Through July 2015, Point McIntyre had produced more than 457 million barrels.

The Niakuk field

Sohio discovered the Niakuk oil pool in 1985 and it came online in April 2004. Niakuk production fell dramatically last year. In the year ending March 31, 2015, the field produced 372,000 barrels of liquids at an average rate of 1,020 bpd — down from 844,000 barrels at an average rate of 2,300 bpd the previous year.

Through July 2015, Niakuk had produced more than 94.2 million barrels.

Raven, West Beach, North Prudhoe

The three other fields in the Greater Point McIntyre Area are significantly smaller.

In the year ending March 31, 2015, Raven produced 60,000 barrels of crude oil, condensate and natural gas liquids at an average rate of 170 bpd — down from 110,000 barrels at an average rate of 3,100 bpd during the previous year. Given that the lone producing well at the Raven field “still produces effectively,” according to BP, the company has no plans to sidetrack it during the upcoming year.

Through July 2015, Raven had produced nearly 3.1 million barrels.

ARCO discovered West Beach and North Prudhoe Bay in the 1970s.

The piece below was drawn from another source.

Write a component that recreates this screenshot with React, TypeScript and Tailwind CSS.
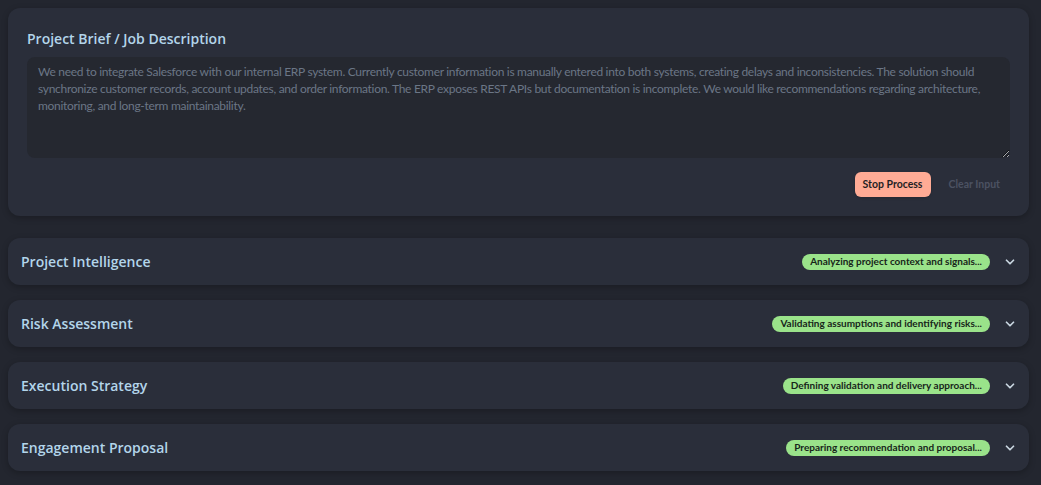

The lone producing well at North Prudhoe was suspended in February 2000 because of safety concerns related to a technical problem. An attempt to return the well to production in 2005 failed. A recently completed evaluation of the well yielded no immediate plans to return it to production, according to BP, but the company believes the results of the seismic campaign could present other development options at the field.

Through July 2015, North Prudhoe Bay had produced nearly 2 million barrels.

West Beach production was suspended in 2001 because declining reservoir pressure and increasing gas-to-oil ratio challenged the economics of the field. Since then, BP has undertaken numerous studies of the field to determine whether it might one day produce again. The future of the field now depends largely on the results of the seismic survey.

Through July 2015, West Beach had produced nearly 3.4 million barrels.